IAP: How does this program reach out to immigrant communities now?
JR: We reach out by inviting local-international artists to share their work with these communities through free classes, exhibits and lectures. The most meaningful relationships have been forged through the courses. These occur in the languages of the participants (Spanish, Mandarin, Korean, Tibetan, Portuguese, Farsi, Croatian and Bengali to name a few), and they are meant to serve two purposes: to familiarize immigrant adults with the dynamics and themes behind contemporary art, and to reinforce skills in Arts, Digital and English Literacy. But I should point out that even our English courses are centered on art, and use our collections-or those of other museums-as a starting point.
A lot of outreach is done through our community partner, the Queens Library. The QL is the busiest public library system in the nation (largest in circulation; second largest in number of volumes), and they are very much in touch with the various communities of Queens.
IAP: How did your partnership with the Queens Library form and how did your organizations jointly develop the NNY Program?
JR: The partnership came about when the two directors at each institution decided to work together. We both shared similar goals but in different ways: the QL wanted to provide better quality arts programming to their immigrant audiences, and the QMA wanted to do outreach and audience development within the same community. QMA has the collections, educators and access to artists to implement the type of programming that the library wanted, and at the same time, such programming would be easier to do through the mechanisms that the QL already counted with for community outreach.
It took about two or three iterations to find our working model. At first, we both thought that Artist Lectures in native languages at the QL and ESOL classes at the museum were the way to go, but what we found out was that the participants in these activities wanted more hands-on practice in the disciplines that they were hearing about. They were learning about why contemporary art looks the way it does, and now they wanted to experience making some of it by themselves. At their behest we started offering longer educational experiences in the form of weekly classes lasting 2 months-mostly in the arts-along with gallery discussions at the museum. All classes were taught by immigrant artists in their native tongue. Our students had taught us a very important lesson: that there are many aspects to being an immigrant other than status. They have many areas of interest and skills, and this type of quality-of-life programming can be very instrumental to them having a fuller life in our city, because they are not deferring their dreams and aspirations to some distant future when they will have fulfilled all their language and civic requirements. Sure, we are aware that status and citizenship are important matters, and that’s where the QL comes in. They provide a wide range of services in those areas that we cannot cover, and we refer our students to them for that.
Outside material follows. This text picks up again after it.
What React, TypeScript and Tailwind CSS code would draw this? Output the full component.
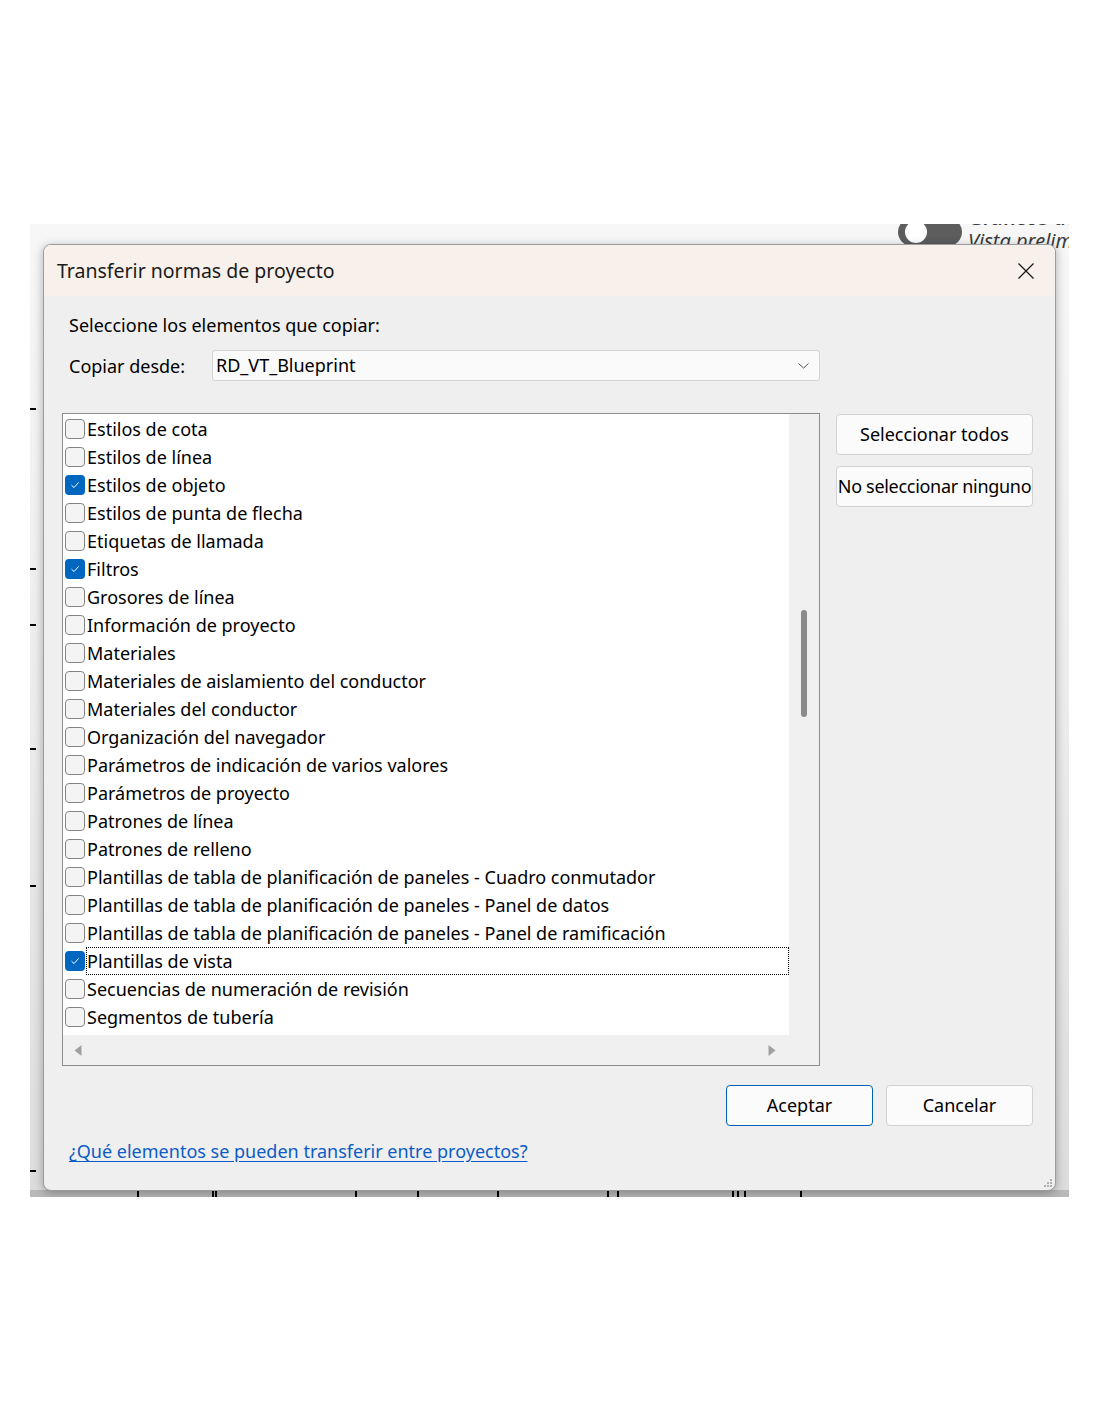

They do the bread and we do the roses!
IAP: Can you tell us about the NNY Student Council: how it came to be, its goals and the people involved?
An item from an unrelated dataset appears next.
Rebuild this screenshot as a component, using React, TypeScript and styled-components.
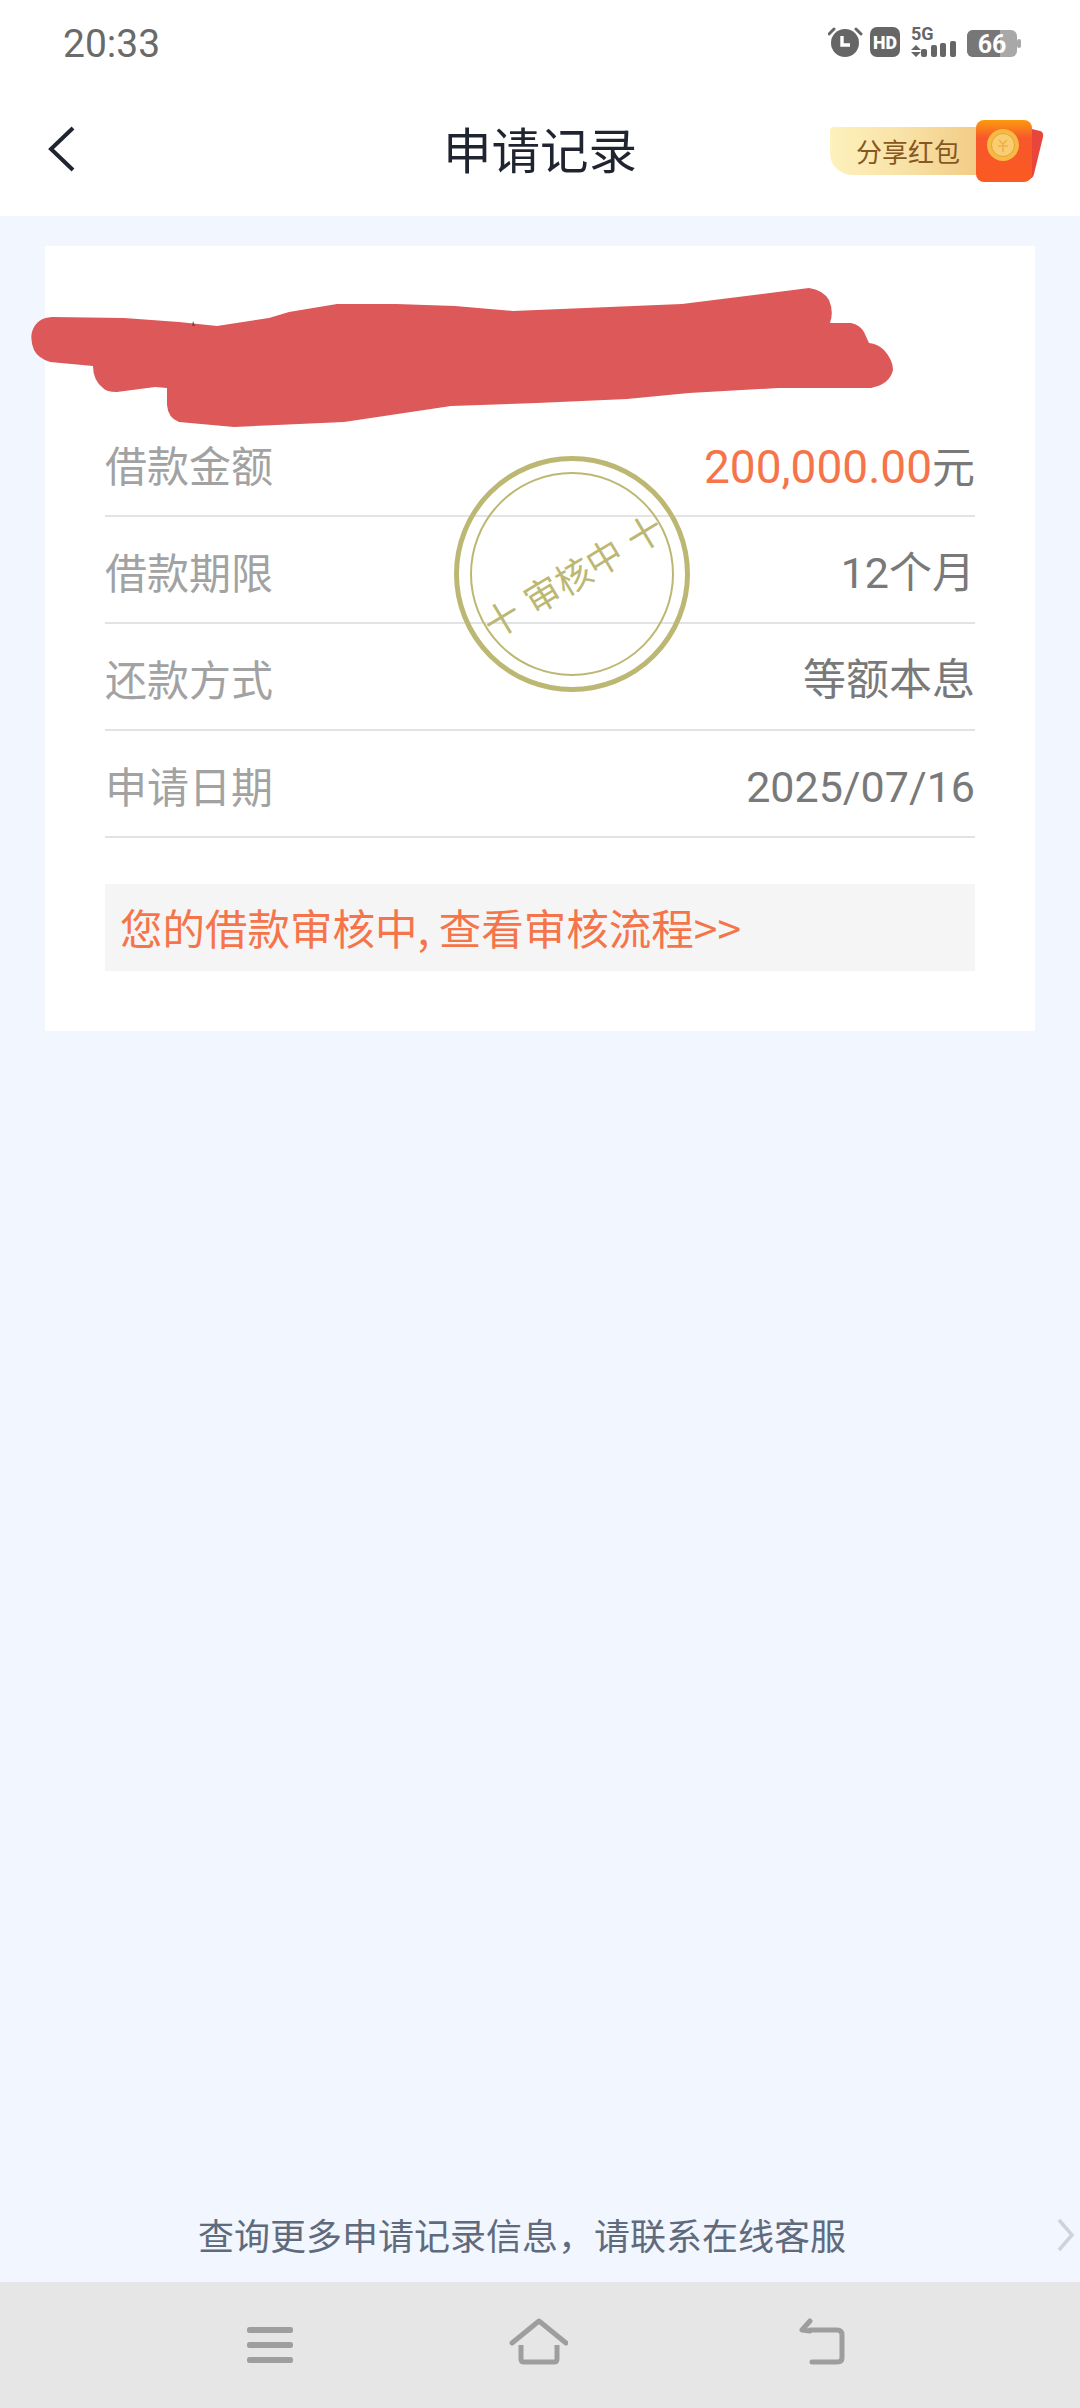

JR: The New New Yorkers Student Council came after meeting some colleagues at theHammer Museum in UCLA. They have a student association, with a budget, where students from various disciplines organize around museum exhibits and projects and put to practice their various skills writing museum materials and taking part in various curatorial efforts. We thought about how some of our students had built up some of the same skills and would probably jump at the chance to pursue some of their own projects with our support. We put a modest budget in place and asked them to elect a board and form a council with the larger student body. We had a very particular situation because most of the students are more comfortable in their own language-with Spanish and Mandarin having the strongest representation-so we decided to make ‘viumvirates’ out of the positions that require leadership and communication. Hence we have a 6-member board with 2 coordinators (one Spanish speaking and one Mandarin speaking), a Treasurer, a Secretary, and 2 public relations officers (again, in Spanish and Mandarin speaking). During the course of the next year they will be doing open calls, events, and maybe even small exhibitions at our Partnership Gallery to put to practice some of what they have been learning. It is a completely new thing for us, and at the moment we don’t know what to expect from it, but since they have fiscal authority we hope to find out where some of their interests and priorities truly lie.
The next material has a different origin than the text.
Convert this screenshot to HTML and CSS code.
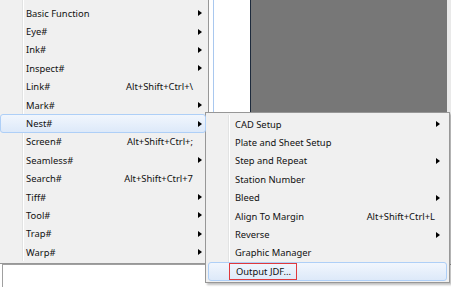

IAP: How do you recruit multilingual artists who can teach a relevant but varied skill set?
JR: By networking with other departments within QMA, and with other arts institutions, artists are approached about teaching opportunities and asked to design courses centered on their work, or the skills involved in their practice. To me the most important standards are that the artist feels passionate about their work, and equally passionate about sharing their work and skills with the community. We are open to all disciplines, but we do have a special interest in interactive and studio art.
IAP: What has been the impact of the NNY Program on your constituents thus far?
JR: In 2010 we served 780 participants directly through courses, and about 5,000 indirectly through exhibits, family events and cultural festivals. During that year we also started implementing Collaborative Action Research on many of our classes to get more details on the impact and efficacy of our programs. Some of the findings were expected; like participants demonstrating increased confidence in everyday activities at work or at home, and feeling more confident when speaking English and discussing a variety of subjects. Some students have also ventured into different enterprises through skills gained at some of our more technical courses like photography or web design. Many of them are reporting increased attendance to other artistic venues around the city.
But there were some unexpected results as well. For example, students associate our program with stress-relief. Others say that now they feel more at ease knowing what their children are doing online now that they can handle computers. This one is particularly interesting because we were aiming at bridging cultural divides, but we had never thought of the generational divides that occur within the family nucleus because of immigration. Also many students asked to join classes whose language they did not speak, and many of those completed the course with the help of the other students. Stepping out from your comfort zone can be a very courageous act in this context. Many students made study groups around the subjects they were learning, and sought further instruction on the subjects learned through us. I view this as a success, because now they have additional motivations to learn the language.
We are just starting to gauge through surveys and observation exactly how our students are interacting with the cultural life of New York City, and whether we are enhancing that experience.
IAP: How can artists, activists and culture workers get involved in your activities?
JR: International artists are encouraged to contact me to learn about opportunities at NNY. Sometimes we don’t have something for them right away, but we keep a list of contacts, and artists are contacted about opportunities as they arise within the program, or within QMA at large. If we meet someone who we feel can make a good contribution to our museum, we always look for ways to work with them. Sometimes I have even contacted people one year after meeting them because a colleague asked something along the lines of “Do you know anybody who does this?”